When our needs are not fulfilled we could feel some of the following - angry, annoyed, irritated, depressed, discouraged, sad, confused, disappointed, embarrassed, frustrated, hopeless, helpless, impatient, irritated, nervous, lonely, puzzled, uncomfortable, overwhelmed .... etc.
In fact our feelings are often a window to gauge whether our needs are being met or not.
Our emotional needs stem from a basic universal conclusion about the self – which is that ‘I am limited’ or ‘I am wanting/insecure’. Where the childhood has been difficult this in turn could manifest in any number of conscious or more often than naught unconscious conclusions such as ‘I am helpless’, ‘I am inadequate’, ‘I am not lovable’, ‘I am useless’ etc.
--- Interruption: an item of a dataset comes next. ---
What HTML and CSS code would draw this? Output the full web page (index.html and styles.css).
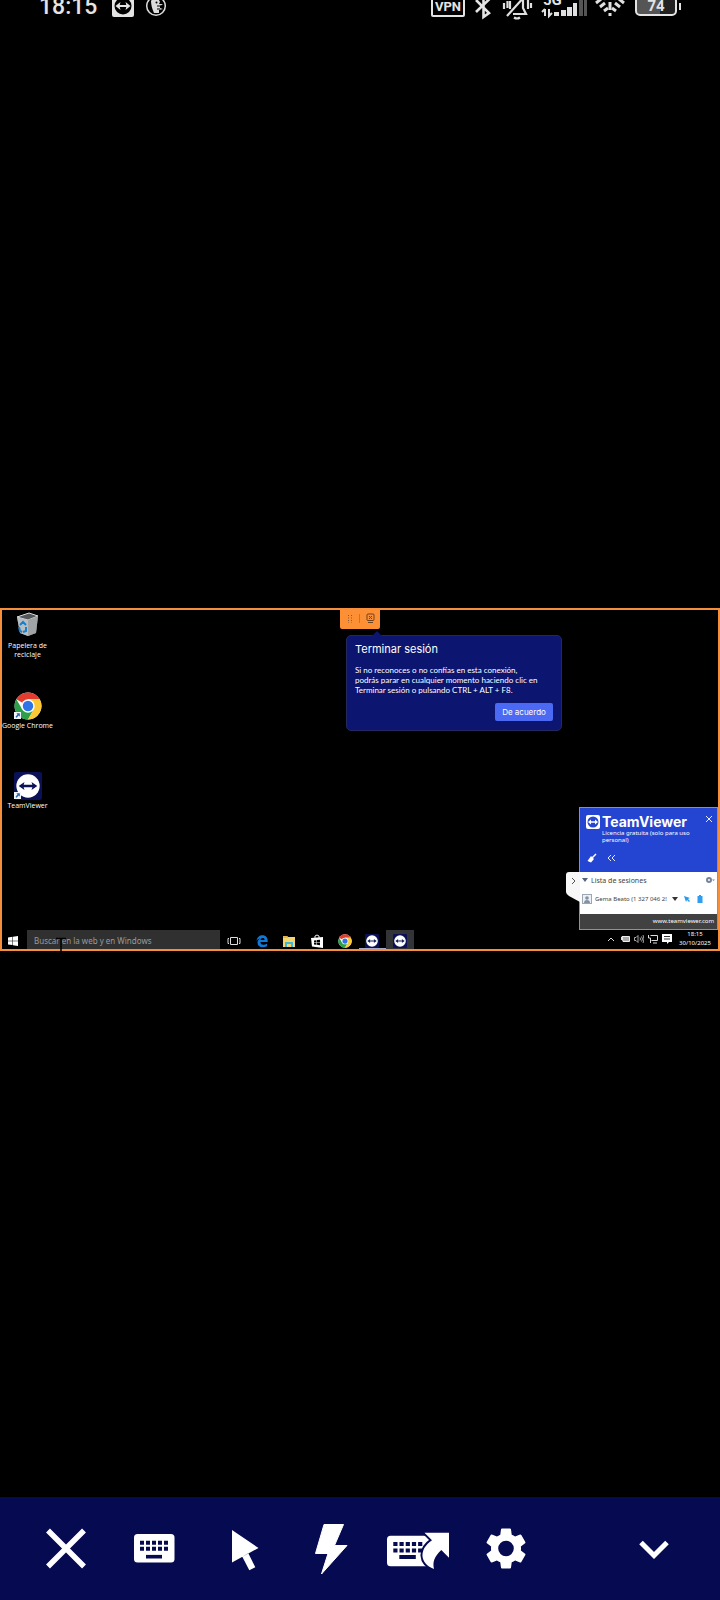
FILE: index.html
```html
<!DOCTYPE html>
<html lang="es">
<head>
<meta charset="utf-8">
<meta name="viewport" content="width=device-width, initial-scale=1">
<title>TeamViewer</title>
<link rel="stylesheet" href="styles.css">
</head>
<body>
<svg class="defs" width="0" height="0" aria-hidden="true">
  <symbol id="chrome" viewBox="0 0 48 48">
    <circle cx="24" cy="24" r="23" fill="#fff"/>
    <path d="M24 24 4 12.500A23 23 0 0 1 44 12.500H24Z" fill="#e33b2e"/>
    <path d="M4 12.500A23 23 0 0 0 24 47L34 29.500 24 24 14 29.500Z" fill="#2c9f48"/>
    <path d="M44 12.500A23 23 0 0 1 24 47L34 29.500 24 12.500Z" fill="#fcc934"/>
    <circle cx="24" cy="24" r="11.500" fill="#fff"/>
    <circle cx="24" cy="24" r="9" fill="#2f74e6"/>
  </symbol>
  <symbol id="tv" viewBox="0 0 48 48">
    <rect width="48" height="48" rx="4" fill="#0b1157"/>
    <circle cx="24" cy="24" r="20" fill="#fff"/>
    <path d="M8 24l10-7-1.500 5h15L30 17l10 7-10 7 1.500-5h-15l1.500 5z" fill="#0b1157"/>
  </symbol>
  <symbol id="shortcut" viewBox="0 0 12 12">
    <rect width="12" height="12" fill="#f2f6fa"/>
    <path d="M4 2h6v6L8 6 4.500 10 2.500 8.500 6 4z" fill="#2462b0"/>
  </symbol>
</svg>

<div class="screen">
  <header class="status">
    <div class="status-row">
      <time class="status-time">18:15</time>
      <svg class="status-tv" viewBox="0 0 22 30" width="22" height="30">
        <rect y="3" width="22" height="22" rx="2" fill="#e4e4e4"/>
        <circle cx="11" cy="14" r="8.500" fill="#000"/>
        <path d="M3.500 14l5-4-.8 3h6.600l-.8-3 5 4-5 4 .8-3H7.700l.8 3z" fill="#e4e4e4"/>
      </svg>
      <svg class="status-duck" viewBox="0 0 22 30" width="22" height="30">
        <circle cx="11" cy="14" r="9.300" fill="none" stroke="#dcdcdc" stroke-width="1.500"/>
        <path d="M9 21C7 17 6 12 6 9c2-4 8-3 9 1l-1 2h4l-3 2v2l3 1-4 1v3z" fill="#dcdcdc"/>
        <circle cx="11.500" cy="10.500" r="1" fill="#000"/>
        <path d="M12 14h4M12 17h3" stroke="#000"/>
      </svg>
      <div class="status-right">
        <span class="vpn">VPN</span>
        <svg viewBox="0 0 24 30" width="24" height="30"><path d="M5 8l13 13-5.500 4V3L18 7.500 5 20" fill="none" stroke="#e4e4e4" stroke-width="2.600"/></svg>
        <svg viewBox="0 0 32 30" width="32" height="30" fill="none" stroke="#e0e0e0" stroke-width="2.200">
          <path d="M6 24 24 4M12 22h13l-3-6V7M9 17V9"/><path d="M13 25.500q3 2 6 0M3 11v6M6.500 9v7M27 8v9M30 11v5"/>
        </svg>
        <span class="signal"><span class="signal-text">5G</span>
          <svg viewBox="0 0 48 30" width="48" height="30" fill="#e0e0e0">
            <path d="M6 17v7M3 20l3-3M10 17v7l3-3" fill="none" stroke="#e0e0e0" stroke-width="2"/>
            <path d="M15 20h5v4h-5zM22 18h5v6h-5zM29 15h4v9h-4z"/><path d="M28 15h5v9h-5zM34 11h4v13h-4z"/><path d="M40 7h4v17h-4zM45 4h3v20h-3z" fill="#555"/>
          </svg></span>
        <svg viewBox="0 0 36 30" width="36" height="30" fill="none" stroke="#e0e0e0">
          <path d="M3 11 8 7M7 15l5-4M11 19l4-3M31 11l-5-4M27 15l-5-4M23 19l-4-3M11 7q6-3 12 0" stroke-width="3"/>
          <path d="M17 10v8M17 21v3" stroke-width="3"/>
        </svg>
        <span class="battery"><span class="battery-body">74</span><span class="battery-nub"></span></span>
      </div>
    </div>
  </header>

  <main class="stage">
    <section class="desktop" aria-label="Escritorio remoto">
      <div class="shortcuts">
        <div class="shortcut">
          <svg viewBox="1 0 28 28" width="28" height="28">
            <path d="M4 5 16 1l9 3-2 17-8 3-8-3z" fill="#8d9194"/>
            <path d="M4 5l11 3 10-4-9-3z" fill="#54585b" stroke="#d7d9da"/>
            <path d="M4 5l11 3v16l-8-3z" fill="#b9bdc0"/>
            <path d="M15 8l10-4-2 17-8 3z" fill="#a1a4a6"/>
            <path d="M7 13l3-3 3 3M13 15v4l-3 1M6 15l1 4 2 1" fill="none" stroke="#1481d0" stroke-width="2"/>
          </svg>
          <span>Papelera de reciclaje</span>
        </div>
        <div class="shortcut">
          <svg viewBox="0 0 28 28" width="28" height="28"><use href="#chrome" width="28" height="28"/><use href="#shortcut" y="20" width="7" height="7"/></svg>
          <span>Google Chrome</span>
        </div>
        <div class="shortcut">
          <svg viewBox="0 0 28 28" width="28" height="28"><use href="#tv" width="28" height="28"/><use href="#shortcut" y="20" width="7" height="7"/></svg>
          <span>TeamViewer</span>
        </div>
      </div>

      <div class="session-tab">
        <svg viewBox="0 0 40 19" width="40" height="19">
          <path d="M8.500 5v8M11.500 5v8" stroke="#8a562f" stroke-dasharray="1 1.500"/>
          <path d="M19.500 4v9" stroke="#c8752f"/>
          <rect x="27" y="4" width="7" height="6.500" rx="1" fill="none" stroke="#6c421e"/>
          <path d="M29 6l3 3M32 6l-3 3M28 12.500h5" stroke="#6c421e"/>
        </svg>
      </div>

      <div class="dialog" role="dialog" aria-labelledby="dialog-title">
        <h1 class="dialog-title" id="dialog-title">Terminar sesión</h1>
        <p class="dialog-text">Si no reconoces o no confías en esta conexión,<br>podrás parar en cualquier momento haciendo clic en<br>Terminar sesión o pulsando CTRL + ALT + F8.</p>
        <button class="dialog-button" type="button">De acuerdo</button>
      </div>

      <aside class="panel">
        <button class="panel-handle" type="button" aria-label="Contraer panel">
          <svg viewBox="0 0 14 30" width="14" height="30"><path d="M0 3q0-3 3-3h11v30L3 24q-3-2-3-4z" fill="#f7f7f7"/><path d="M6 6l3 3-3 3" fill="none" stroke="#555"/></svg>
        </button>
        <div class="panel-head">
          <div class="brand-row">
            <svg viewBox="0 0 14 14" width="14" height="14"><rect width="14" height="14" rx="2" fill="#fff"/><circle cx="7" cy="7" r="5.500" fill="#2747d3"/><path d="M2 7l3-2.500V6.300h4V4.500L12 7 9 9.500V7.700H5v1.800z" fill="#fff"/></svg>
            <strong class="brand">TeamViewer</strong>
            <button class="panel-close" type="button" aria-label="Cerrar"><svg viewBox="0 0 8 8" width="8" height="8"><path d="M1 1l6 6M7 1 1 7" stroke="#e7ebff"/></svg></button>
          </div>
          <p class="license">Licencia gratuita (solo para uso personal)</p>
          <div class="panel-tools">
            <svg viewBox="0 0 10 10" width="10" height="10"><path d="M9 1 5 5" stroke="#fff" stroke-width="1.500"/><path d="M4 3l3 3-3 3.500L.5 8z" fill="#fff"/></svg>
            <svg viewBox="0 0 10 10" width="10" height="10"><path d="M5 2 2 5l3 3M9 2 6 5l3 3" fill="none" stroke="#e7ebff"/></svg>
          </div>
        </div>
        <div class="panel-body">
          <div class="list-head">
            <svg viewBox="0 0 6 6" width="6" height="6"><path d="M0 1h6L3 5z" fill="#52617e"/></svg>
            <span>Lista de sesiones</span>
            <svg class="push" viewBox="0 0 10 8" width="10" height="8"><circle cx="4" cy="4" r="2" fill="none" stroke="#75849c" stroke-width="2"/><path d="M7 3.500h3L8.500 5z" fill="#75849c"/></svg>
          </div>
          <div class="list-item">
            <svg viewBox="0 0 10 10" width="10" height="10"><rect x=".5" y=".5" width="9" height="9" fill="#edf1f5" stroke="#9ba7b3"/><circle cx="5" cy="4" r="1.800" fill="#8292a3"/><path d="M2 9q0-3 3-3t3 3z" fill="#8292a3"/></svg>
            <span class="partner">Gema Beato (1 327 046 2!</span>
            <svg viewBox="0 0 6 6" width="6" height="6"><path d="M0 1h6L3 5z" fill="#333"/></svg>
            <svg viewBox="0 0 8 8" width="8" height="8"><path d="M1 1l6 2-2 1 2 2-1 1-2-2-1 2z" fill="#279be8"/></svg>
            <svg viewBox="0 0 8 8" width="8" height="8"><path d="M1.500 1h5v7h-5z" fill="#2f9df0"/><path d="M3 .5h2" stroke="#2f9df0"/></svg>
          </div>
        </div>
        <a class="panel-foot" href="#">www.teamviewer.com</a>
      </aside>

      <footer class="taskbar">
        <svg class="task-start" viewBox="0 0 10 10" width="10" height="10" fill="#fff"><path d="M0 1.500l4.500-.7v3.900H0zM5 .7 10 0v4.700H5zM0 5.200h4.500v3.900L0 8.500zM5 5.200h5V10l-5-.7z"/></svg>
        <input class="task-search" type="text" aria-label="Buscar" placeholder="Buscar en la web y en Windows">
        <div class="task-apps">
          <span class="app"><svg viewBox="0 0 14 14" width="14" height="14" fill="none" stroke="#ddd"><path d="M3.500 3.500h7v7h-7zM2 4.500H1v5h1M12 4.500h1v5h-1"/></svg></span>
          <span class="app"><svg viewBox="0 0 14 14" width="14" height="14"><path d="M1.500 7C2 3 4.500 1.200 7.500 1.200c3.500 0 5.200 2.500 5.200 5.800v1H5.500c0 3.500 4 3.200 6.500 1.700v2.500C7 14.500 2.500 13 2.500 8.800c0-2 1-3.500 2.800-4.300C3.500 4.700 2.200 5.500 1.500 7zM5.600 6h4C9.600 3.300 5.800 3.500 5.600 6z" fill="#1079d4"/></svg></span>
          <span class="app"><svg viewBox="0 0 14 14" width="14" height="14"><path d="M1 2h4l1 1h7v10H1z" fill="#f4d56f"/><path d="M1 2h4l1 1v1H1z" fill="#e5b646"/><path d="M3 8h8v5H9v-3H5v3H3z" fill="#43b8d2"/></svg></span>
          <span class="app"><svg viewBox="0 0 14 14" width="14" height="14"><path d="M5 4V2q2-2 4 0v2" fill="none" stroke="#eee"/><path d="M1 4l12-1v11L2 12.500z" fill="#fff"/><path d="M4 6.500l2.500-.3v2H4zM7 6.100l3-.3v2.400H7zM4 8.700h2.500v2L4 10.500zM7 8.700h3v2.500l-3-.4z" fill="#000"/></svg></span>
          <span class="app"><svg viewBox="0 0 14 14" width="14" height="14"><use href="#chrome" width="14" height="14"/></svg></span>
          <span class="app app-running"><svg viewBox="0 0 14 14" width="14" height="14"><use href="#tv" width="14" height="14"/></svg></span>
          <span class="app app-active"><svg viewBox="0 0 14 14" width="14" height="14"><use href="#tv" width="14" height="14"/></svg></span>
        </div>
        <div class="tray">
          <svg viewBox="0 0 10 10" width="10" height="10"><path d="M2 7l3-3 3 3" fill="none" stroke="#ddd"/></svg>
          <svg viewBox="0 0 10 10" width="10" height="10"><path d="M1 3h2v3H1z" fill="#ddd"/><path d="M2 2.500h7.500v5H3z" fill="#aaa" stroke="#eee"/></svg>
          <svg viewBox="0 0 10 10" width="10" height="10" fill="none" stroke="#ccc"><path d="M.5 3.500h1.500l2-2v7l-2-2H.5zM6 3.500q1 1.500 0 3M7.500 2.500q2 2.500 0 5M9 1q2 4 0 8" stroke-width=".8"/></svg>
          <svg viewBox="0 0 10 10" width="10" height="10" fill="none" stroke="#ddd"><path d="M2.500 1.500h7v5h-6M5 9h4M.5 1v3h2v5"/></svg>
          <svg viewBox="0 0 10 10" width="10" height="10"><path d="M0 0h10v8H7L5 10V8H0z" fill="#fff"/><path d="M2 2.500h6M2 5h6" stroke="#333"/></svg>
          <time class="clock">18:15<br>30/10/2025</time>
        </div>
      </footer>

      <svg class="caret" viewBox="0 0 10 14" width="10" height="14"><path d="M0 1.500h10M5 1v13" stroke="#000" stroke-width="1.500"/></svg>
    </section>
  </main>

  <nav class="toolbar" aria-label="Herramientas">
    <button class="tool" type="button" aria-label="Cerrar"><svg viewBox="0 0 64 64" width="64" height="64"><path d="M14 14.500l36 36M50 14.500l-36 36" stroke="#fff" stroke-width="5.500"/></svg></button>
    <button class="tool" type="button" aria-label="Teclado"><svg viewBox="0 0 64 64" width="64" height="64"><rect x="12" y="18" width="40.500" height="28.500" rx="3.500" fill="#fff"/><path d="M18 26.800h28M18 32.800h28" stroke="#060a50" stroke-width="4" stroke-dasharray="4 2"/><path d="M24 40.700h16" stroke="#060a50" stroke-width="3.600"/></svg></button>
    <button class="tool" type="button" aria-label="Puntero"><svg viewBox="0 0 64 64" width="64" height="64" fill="#fff"><path d="M22 14v32.500L48.500 32zM32.300 40.700l6-3.400 7 14-6 3z"/></svg></button>
    <button class="tool" type="button" aria-label="Acciones"><svg viewBox="0 0 64 64" width="64" height="64" fill="#fff" stroke="#fff" stroke-width="1" stroke-linejoin="round"><path d="M26 8.500h19.500L36.500 29.500H49L23.500 58l6.500-20.500H17.500z"/></svg></button>
    <button class="tool" type="button" aria-label="Atajos de teclado"><svg viewBox="0 0 64 64" width="64" height="64"><rect x="1" y="19.700" width="42" height="30.500" rx="3.500" fill="#fff"/><path d="M7.300 28h30M7.300 34.500h30" stroke="#060a50" stroke-width="4" stroke-dasharray="4.200 2"/><path d="M13.300 41h16.500" stroke="#060a50" stroke-width="4"/><path d="M38.500 16.700H63v25L55.300 34C48 41 46.500 46 48 53 33 47 33 33 46 24.200z" fill="#fff" stroke="#060a50" stroke-width="4" paint-order="stroke"/></svg></button>
    <button class="tool" type="button" aria-label="Ajustes"><svg viewBox="-4 -4.250 32 32" width="64" height="64" fill="#fff"><path d="M19.430 12.980c.04-.32.07-.64.07-.98s-.03-.66-.07-.98l2.110-1.650c.19-.15.24-.42.12-.64l-2-3.460c-.12-.22-.39-.3-.61-.22l-2.490 1c-.52-.4-1.080-.73-1.690-.98l-.38-2.650C14.460 2.180 14.250 2 14 2h-4c-.25 0-.46.18-.49.42l-.38 2.650c-.61.25-1.170.59-1.690.98l-2.490-1c-.23-.09-.49 0-.61.22l-2 3.460c-.13.22-.07.49.12.64l2.110 1.650c-.04.32-.07.65-.07.98s.03.66.07.98l-2.110 1.650c-.19.15-.24.42-.12.64l2 3.460c.12.22.39.3.61.22l2.490-1c.52.4 1.080.73 1.690.98l.38 2.650c.03.24.24.42.49.42h4c.25 0 .46-.18.49-.42l.38-2.650c.61-.25 1.170-.59 1.690-.98l2.490 1c.23.09.49 0 .61-.22l2-3.460c.12-.22.07-.49-.12-.64l-2.110-1.650zM12 15.900a3.900 3.900 0 1 1 0-7.800 3.900 3.900 0 0 1 0 7.800z"/></svg></button>
    <button class="tool tool-last" type="button" aria-label="Ocultar barra"><svg viewBox="0 0 64 64" width="64" height="64"><path d="M19 26.500l13 13 13-13" fill="none" stroke="#fff" stroke-width="5"/></svg></button>
  </nav>
</div>
</body>
</html>
```
FILE: styles.css
```css
* {
  box-sizing: border-box;
}

body {
  margin: 0;
  background: #000;
  color: #fff;
  font-family: "Noto Sans", "Open Sans", sans-serif;
}

button {
  margin: 0;
  padding: 0;
  border: 0;
  background: none;
  color: inherit;
  font: inherit;
}

svg {
  display: block;
  flex: none;
}

.defs {
  position: absolute;
}

.screen {
  display: flex;
  flex-direction: column;
  min-height: 100vh;
}

/* Phone status bar, partly scrolled under the top edge */
.status {
  height: 61px;
  overflow: hidden;
  font-family: Roboto, sans-serif;
  color: #e4e4e4;
}

.status-row {
  display: flex;
  align-items: center;
  height: 30px;
  margin-top: -8px;
  padding: 0 39px;
}

.status-time {
  font-size: 23px;
  font-weight: 500;
  line-height: 30px;
}

.status-tv {
  margin-left: 15px;
}

.status-duck {
  margin-left: 11px;
}

.status-right {
  display: flex;
  align-items: center;
  gap: 6px;
  margin-left: auto;
}

.vpn {
  width: 34px;
  height: 22px;
  margin-bottom: 3px;
  border: 2px solid #e4e4e4;
  border-radius: 2px;
  font-size: 13px;
  font-weight: 700;
  line-height: 20px;
  text-align: center;
}

.signal {
  position: relative;
}

.signal-text {
  position: absolute;
  top: 1px;
  left: 4px;
  font-size: 15px;
  font-weight: 700;
  line-height: 14px;
}

.battery {
  display: flex;
  align-items: center;
  gap: 2px;
  margin-bottom: 2px;
}

.battery-body {
  width: 42px;
  height: 20px;
  border: 2px solid #e4e4e4;
  border-radius: 5px;
  background: linear-gradient(90deg, #555 60%, #222 60%);
  font-size: 15px;
  font-weight: 700;
  line-height: 17px;
  text-align: center;
}

.battery-nub {
  width: 2px;
  height: 7px;
  background: #e4e4e4;
}

/* Remote desktop */
.stage {
  display: flex;
  flex: 1;
  align-items: center;
}

.desktop {
  position: relative;
  display: flex;
  flex: 1;
  flex-direction: column;
  aspect-ratio: 720 / 343;
  border: 2px solid #f68f3c;
}

.shortcuts {
  display: flex;
  flex: 1;
  flex-direction: column;
  width: 51px;
  padding-top: 2px;
}

.shortcut {
  display: flex;
  flex-direction: column;
  align-items: center;
  gap: 1px;
  height: 80px;
  font-family: "Open Sans", sans-serif;
  font-size: 7px;
  line-height: 9px;
  text-align: center;
}

.session-tab {
  position: absolute;
  top: 0;
  left: 338px;
  border-radius: 0 0 2px 2px;
  background: #fd8f35;
}

.dialog {
  position: absolute;
  top: 25px;
  left: 344px;
  display: flex;
  flex-direction: column;
  width: 216px;
  padding: 7px 8px 9px;
  border: 1px solid #24285d;
  border-radius: 5px;
  background: #0c1570;
  font-family: Inter, sans-serif;
}

.dialog::before {
  content: "";
  position: absolute;
  bottom: 100%;
  left: 25px;
  border: 5px solid transparent;
  border-top-width: 0;
  border-bottom-color: #0c1570;
}

.dialog-title {
  margin: 0;
  font-size: 11px;
  font-weight: 400;
  line-height: 13px;
}

.dialog-text {
  margin: 9px 0 8px;
  font-family: Lato, sans-serif;
  font-size: 8px;
  line-height: 10px;
  white-space: nowrap;
}

.dialog-button {
  align-self: flex-end;
  width: 58px;
  height: 18px;
  border-radius: 2px;
  background: #4b69f3;
  font-size: 8px;
}

.panel {
  position: absolute;
  right: 0;
  bottom: 19px;
  width: 139px;
  border: 1px solid #8f929c;
  background: #fff;
}

.panel-handle {
  position: absolute;
  top: 64px;
  right: 100%;
}

.panel-head {
  height: 64px;
  padding: 7px 4px 0 6px;
  background: #2444d2;
}

.brand-row {
  display: flex;
  align-items: center;
  gap: 2px;
}

.brand {
  font-family: Inter, sans-serif;
  font-size: 14px;
  font-weight: 700;
  line-height: 14px;
}

.panel-close {
  margin: 0 0 6px auto;
}

.license {
  margin: 1px 0 0 16px;
  width: 100px;
  font-size: 6px;
  line-height: 7px;
}

.panel-tools {
  display: flex;
  gap: 9px;
  padding: 9px 0 0 1px;
}

.panel-body {
  height: 42px;
  padding: 2px 2px 0;
  color: #444;
}

.list-head,
.list-item {
  display: flex;
  align-items: center;
  height: 13px;
  gap: 3px;
  font-size: 7px;
}

.list-item {
  gap: 5px;
  margin-top: 6px;
  font-size: 6px;
}

.partner {
  width: 72px;
  margin-left: -2px;
  overflow: hidden;
  white-space: nowrap;
}

.push {
  margin-left: auto;
}

.panel-foot {
  display: block;
  padding-right: 3px;
  background: #414141;
  color: #fff;
  font-size: 6px;
  line-height: 15px;
  text-align: right;
  text-decoration: none;
}

.taskbar {
  display: flex;
  align-items: center;
  height: 19px;
}

.task-start {
  margin: 3px 9px 0 6px;
}

.task-search {
  width: 193px;
  height: 19px;
  padding: 2px 7px 0;
  border: 0;
  border-radius: 0;
  background: #303030;
  font-family: inherit;
  font-size: 8px;
}

.task-search::placeholder {
  color: #9a9a9a;
  opacity: 1;
}

.task-apps {
  display: flex;
  width: 194px;
  height: 100%;
}

.app {
  display: flex;
  flex: 1;
  align-items: center;
  justify-content: center;
  padding-top: 3px;
}

.app-running {
  box-shadow: inset 0 -1px #a8a8c8;
}

.app-active {
  background: #333437;
}

.tray {
  display: flex;
  align-items: center;
  gap: 4px;
  margin-left: auto;
}

.clock {
  width: 38px;
  margin-right: 4px;
  font-size: 6px;
  line-height: 9px;
  text-align: center;
}

.caret {
  position: absolute;
  bottom: -2px;
  left: 54px;
}

/* Session toolbar */
.toolbar {
  display: flex;
  align-items: center;
  height: 103px;
  padding: 0 22px 1px;
  background: #060a50;
}

.tool {
  display: flex;
  flex: 0 1 88px;
  justify-content: center;
}

.tool-last {
  margin-left: auto;
}
```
Once these conclusions have taken place, it is but natural that there will be a NEED, a DESIRE, almost a craving for whatever it is that I think I lack. And once this kind of desire is there, it leads to actions to get what I think I will remove the sense of lack which is centered around myself. Also we find that these conclusions are behind our interpretations of events and situations – we would tend to interpret situations in terms of our original conclusions, so as to strengthen further strengthen them! Negative conclusions would get strengthened mostly because of our interpretations.
So now, here is this human being who is a bundle of needs, whose whole life is centred around fulfilling those needs, because he/she thinks that he / she is dependent upon their fulfilment for his/her sense of happiness and security.
Life being what it is, a number of factors over which we have limited or no control can come into play and we find that many a time we are not able to fulfil our needs. That leaves us dissatisfied and with an emptiness inside, begging to be filled as though. So it is to be noted that the sense of dissatisfaction is centred on ‘I’. This is the original sense of dissatisfaction and discontentment which has its source in the conclusion that ‘I’ am wanting.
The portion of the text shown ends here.